The Sermon In Stone
Fairmount, North Dakota
We saw a picture of this on an old post card, which called it "The Sermon in Stone," and decided to visit.
It turns out that the "Sermon" is a pile of petrified wood, glass, scrap tile, ax heads, and brown North Dakota rocks -- pulled out of a gravel pit in nearby Hankinson -- cemented together into an obelisk about ten feet tall that stands next to St. Anthony's Church. Various religious symbols, in tile, are cemented into it as well, including the two Ten Commandments tablets on the back and a sacred heart on the side. "In honor of Christ the savior of mankind. The rock of ages." reads the inscription on a slab also cemented into it. It was built in 1932 by someone named C.J. Krump, and designed by a Father Bierens.
A shorter pile, more a column than an obelisk, topped with a fat North Dakota "dumbbell" rock surrounded by marbles, stands several yards in front.

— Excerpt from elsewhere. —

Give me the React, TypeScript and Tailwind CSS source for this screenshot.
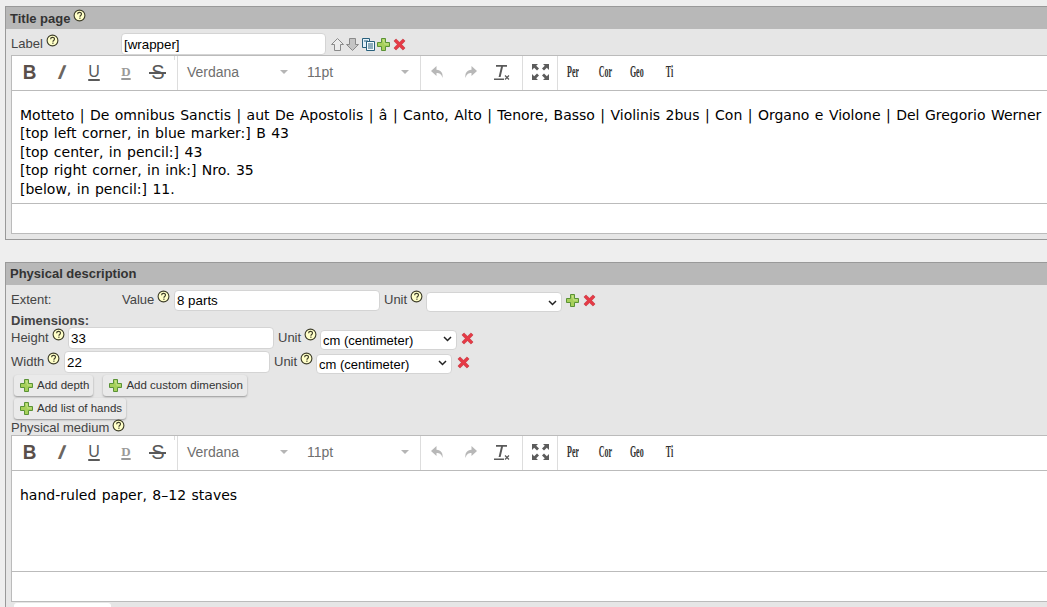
import React from 'react'

const HelpIcon = () => (
  <svg width="13" height="13" viewBox="0 0 13 13" className="shrink-0">
    <circle cx="6.5" cy="6.5" r="5.4" fill="#ffffc8" stroke="#3c3c28" strokeWidth="1.1" />
    <path d="M4.6 5.2c0-2.4 3.9-2.4 3.9-.1 0 1.3-1.6 1.4-1.6 2.6" fill="none" stroke="#3c3c28" strokeWidth="1.1" />
    <rect x="6.3" y="8.6" width="1.2" height="1.2" fill="#3c3c28" />
  </svg>
)

const PlusIcon = () => (
  <svg width="13" height="13" viewBox="0 0 13 13" className="shrink-0">
    <path d="M4.5.5h4v4h4v4h-4v4h-4v-4h-4v-4h4z" fill="#a6d05a" stroke="#5a9236" strokeWidth="1" />
    <path d="M5.5 1.5h2v4h4v1h-4" fill="#c8e48c" />
  </svg>
)

const CrossIcon = () => (
  <svg width="13" height="13" viewBox="0 0 14 14" className="shrink-0">
    <path d="M3.2 1 7 4.6 10.8 1 13 3.2 9.4 7 13 10.8 10.8 13 7 9.4 3.2 13 1 10.8 4.6 7 1 3.2z" fill="#e63a46" stroke="#c43a42" strokeWidth="0.7" />
  </svg>
)

const ArrowIcon = ({ down = false }: { down?: boolean }) => (
  <svg width="13" height="13" viewBox="0 0 13 13" className="shrink-0">
    <path
      d={down ? 'M3.5.5h6v6h3l-6 6-6-6h3z' : 'M6.5.5l6 6h-3v6h-6v-6h-3z'}
      fill={down ? '#c4c4c4' : '#ececec'}
      stroke="#8a8a8a"
      strokeWidth="1"
    />
  </svg>
)

const CopyIcon = () => (
  <svg width="13" height="13" viewBox="0 0 13 13" className="ml-px shrink-0">
    <path d="M.5 .5h7v9h-7z" fill="#e4f0f8" stroke="#28607c" />
    <path d="M4.5 3.5h8v9h-8z" fill="#f4fafc" stroke="#28607c" />
    <path d="M6 6h5M6 8h5M6 10h5M2 3h4" stroke="#28607c" strokeWidth="1" />
  </svg>
)

const ToolButton = ({ children }: { children: React.ReactNode }) => (
  <div className="flex h-[32px] w-8 shrink-0 items-center justify-center">{children}</div>
)

const Caret = () => <div className="h-0 w-0 border-x-[4px] border-t-[4px] border-x-transparent border-t-[#b5b5b5]" />

const Toolbar = () => (
  <div className="relative flex h-[35px] shrink-0 border-b border-[#bbb] text-[#595959]">
    <div className="absolute top-0 left-[162px] h-[4px] w-px bg-[#ddd]" />
    {/* text format */}
    <div className="flex w-[166px] shrink-0 border-r border-[#ddd] pl-[2px]">
      <ToolButton>
        <span className="scale-x-90 font-['Liberation_Sans',sans-serif] text-[21px] font-bold text-[#5a4f4a]">B</span>
      </ToolButton>
      <ToolButton>
        <span className="-skew-x-12 font-['Liberation_Sans',sans-serif] text-[20px] font-bold text-[#6b6560] italic">I</span>
      </ToolButton>
      <ToolButton>
        <span className="font-['Liberation_Sans',sans-serif] text-[16px] leading-[14px] text-[#595959] underline decoration-2 underline-offset-2">U</span>
      </ToolButton>
      <ToolButton>
        <span className="font-['Liberation_Serif',serif] text-[13px] leading-[10px] font-bold text-[#9a9a9a] underline decoration-2 underline-offset-2">D</span>
      </ToolButton>
      <ToolButton>
        <span className="relative font-['Liberation_Sans',sans-serif] text-[20px] leading-[20px] text-[#595959]">
          S
          <span className="absolute top-[10px] left-[-2px] h-[1.5px] w-[17px] bg-[#595959]" />
        </span>
      </ToolButton>
    </div>
    {/* font + size */}
    <div className="flex w-[243px] shrink-0 items-center border-r border-[#ddd] pb-[2px] font-['Liberation_Sans',sans-serif] text-[14px] text-[#6f6f6f]">
      <span className="ml-[9px] w-[93px]">Verdana</span>
      <Caret />
      <span className="ml-[19px] w-[94px]">11pt</span>
      <Caret />
    </div>
    {/* history */}
    <div className="flex w-[102px] shrink-0 border-r border-[#ddd] pl-[1px]">
      <ToolButton>
        <svg width="16" height="15" viewBox="0 0 16 15">
          <path d="M6.5 1 1 6l5.5 5V8c3 0 5 1 6 5 .8-5-1.5-8-6-8.3z" fill="#b8b8b8" />
        </svg>
      </ToolButton>
      <ToolButton>
        <svg width="16" height="15" viewBox="0 0 16 15">
          <path d="M9.5 1 15 6l-5.5 5V8c-3 0-5 1-6 5-.8-5 1.5-8 6-8.3z" fill="#b8b8b8" />
        </svg>
      </ToolButton>
      <ToolButton>
        <svg width="16" height="17" viewBox="0 0 16 17">
          <path d="M2 1h11v1.8H9L6.6 13H4.6L7 2.8H2zM0 14.4h10V16H0z" fill="#595959" />
          <path d="m11 11.5 4 4m0-4-4 4" stroke="#595959" strokeWidth="1.2" />
        </svg>
      </ToolButton>
    </div>
    {/* fullscreen */}
    <div className="flex w-[35px] shrink-0 items-center justify-center border-r border-[#ddd] pb-[2px]">
      <svg width="17" height="16" viewBox="0 0 17 16">
        <path d="M0 0h6L4.2 1.8 7 4.6 5 6.6 2.2 3.8 0 6zM17 0h-6l1.8 1.8L10 4.6l2 2 2.8-2.8L17 6zM0 16h6l-1.8-1.8L7 11.4l-2-2-2.8 2.8L0 10zM17 16h-6l1.8-1.8-2.8-2.8 2-2 2.8 2.8L17 10z" fill="#5c5c5c" />
      </svg>
    </div>
    {/* custom buttons */}
    <div className="-ml-px flex items-center pb-[2px] font-['Liberation_Serif',serif] text-[16px] font-bold text-[#333]">
      {['Per', 'Cor', 'Geo', 'Ti'].map((label) => (
        <div key={label} className="w-8 shrink-0 text-center">
          <span className="inline-block scale-x-50">{label}</span>
        </div>
      ))}
    </div>
  </div>
)

const Editor = ({ lines, bodyHeight }: { lines: string[]; bodyHeight: string }) => (
  <div className="ml-[5px] flex flex-col border-y border-l border-[#bbb] bg-white">
    <Toolbar />
    <div className={`${bodyHeight} border-b border-[#bbb] pt-[15px] pl-2 font-['DejaVu_Sans',sans-serif] text-[14px] leading-[18.4px] whitespace-nowrap text-black [word-spacing:1px]`}>
      {lines.map((line) => (
        <div key={line}>{line}</div>
      ))}
    </div>
    <div className="h-[29px]" />
  </div>
)

const AddButton = ({ label }: { label: string }) => (
  <button className="flex h-[21px] items-center gap-[4px] rounded-[3px] bg-[#eaeaea] pr-[4px] pl-[6px] text-[11.5px] text-[#333] shadow-[0_1px_2px_rgba(0,0,0,0.35)]">
    <PlusIcon />
    {label}
  </button>
)

const TextInput = ({ value, width, height = 'h-[22px]' }: { value: string; width: string; height?: string }) => (
  <input
    readOnly
    value={value}
    className={`${width} ${height} shrink-0 rounded-[4px] border border-[#d4d4d4] bg-white px-[2px] text-[13.33px] text-black`}
  />
)

const UnitSelect = ({ value, width, offset = '' }: { value: string; width: string; offset?: string }) => (
  <div className={`relative ${width} ${offset} h-[20px] shrink-0`}>
    <select
      value={value}
      onChange={() => {}}
      className="h-full w-full appearance-none rounded-[4px] border border-[#d4d4d4] bg-white pl-[2px] text-[13px] text-black"
    >
      <option value=""></option>
      <option value="cm">cm (centimeter)</option>
    </select>
    <svg width="9" height="6" viewBox="0 0 9 6" className="absolute top-[8px] right-[5px]">
      <path d="m1 1 3.5 3.5L8 1" fill="none" stroke="#222" strokeWidth="1.5" />
    </svg>
  </div>
)

const Label = ({ text, className = '' }: { text: string; className?: string }) => (
  <span className={`inline-flex shrink-0 items-start gap-[3px] text-[13px] text-[#444] ${className}`}>
    {text}
    <HelpIcon />
  </span>
)

const App = () => {
  return (
    <div className="h-[607px] w-[1047px] overflow-hidden bg-[#eeeeee] pt-[6px] pl-[5px] font-['Liberation_Sans',Arial,sans-serif]">
      {/* Title page */}
      <section className="h-[234px] w-[1100px] border border-[#999] bg-[#e6e6e6]">
        <h2 className="flex h-[22px] items-start gap-[3px] bg-[#b8b8b8] pt-[2px] pl-[4px] text-[13px] font-bold text-[#333]">
          Title page
          <HelpIcon />
        </h2>
        <div className="flex h-[26px] items-center pt-[4px] pl-[5px]">
          <Label text="Label" className="w-[110px]" />
          <TextInput value="[wrapper]" width="w-[205px]" />
          <div className="ml-[5px] flex items-center gap-[2px]">
            <ArrowIcon />
            <ArrowIcon down />
            <CopyIcon />
            <PlusIcon />
            <div className="ml-px flex">
              <CrossIcon />
            </div>
          </div>
        </div>
        <Editor
          bodyHeight="h-[113px]"
          lines={[
            'Motteto | De omnibus Sanctis | aut De Apostolis | â | Canto, Alto | Tenore, Basso | Violinis 2bus | Con | Organo e Violone | Del Gregorio Werner',
            '[top left corner, in blue marker:] B 43',
            '[top center, in pencil:] 43',
            '[top right corner, in ink:] Nro. 35',
            '[below, in pencil:] 11.',
          ]}
        />
      </section>

      {/* Physical description */}
      <section className="mt-[22px] h-[400px] w-[1100px] border border-[#999] bg-[#e6e6e6]">
        <h2 className="flex h-[22px] items-center bg-[#b8b8b8] pl-[4px] text-[13px] font-bold text-[#333]">
          Physical description
        </h2>
        <div className="flex h-[24px] items-center pt-[6px] pl-[5px] text-[13px] text-[#444]">
          <span className="w-[111px]">Extent:</span>
          <Label text="Value" className="w-[52px]" />
          <TextInput value="8 parts" width="w-[206px]" height="h-[21px]" />
          <Label text="Unit" className="ml-[4px] w-[42px]" />
          <UnitSelect value="" width="w-[136px]" offset="mt-[3px]" />
          <div className="ml-[4px] flex gap-[4px]">
            <PlusIcon />
            <CrossIcon />
          </div>
        </div>
        <div className="mt-[5px] pl-[5px] text-[13px] leading-[13px] font-bold text-[#444]">Dimensions:</div>
        <div className="flex h-[22px] items-center pl-[5px]">
          <Label text="Height" className="w-[57px]" />
          <TextInput value="33" width="w-[206px]" />
          <Label text="Unit" className="ml-[4px] w-[42px]" />
          <UnitSelect value="cm" width="w-[137px]" />
          <div className="ml-[4px] flex">
            <CrossIcon />
          </div>
        </div>
        <div className="mt-[2px] flex h-[22px] items-center pl-[5px]">
          <Label text="Width" className="w-[53px]" />
          <TextInput value="22" width="w-[206px]" />
          <Label text="Unit" className="ml-[4px] w-[42px]" />
          <UnitSelect value="cm" width="w-[136px]" />
          <div className="ml-[5px] flex">
            <CrossIcon />
          </div>
        </div>
        <div className="mt-[2px] flex gap-[10px] pl-[8px]">
          <AddButton label="Add depth" />
          <AddButton label="Add custom dimension" />
        </div>
        <div className="mt-[2px] pl-[8px]">
          <AddButton label="Add list of hands" />
        </div>
        <div className="h-[16px] pl-[5px] leading-[16px]">
          <Label text="Physical medium" className="leading-[17px]" />
        </div>
        <Editor bodyHeight="h-[101px]" lines={['hand-ruled paper, 8–12 staves']} />
        <div className="mt-[1px] ml-[8px] h-[6px] w-[97px] rounded-t-[3px] bg-white" />
      </section>
    </div>
  )
}

export default App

This one was built in 1934. A dozen shorter piles used to be here as well -- one for each of the twelve apostles -- but a subsequent priest didn't like them and tore them down. He wanted to tear down Father Bierens' other two piles as well, but the St. Anthony's parishioners stopped him.
Nowhere in Fairmount is this thing referred to as "The Sermon in Stone" any more. "The what?" answered someone when we asked directions to it. "Oh, you mean that rock thing over at St. Anthony's."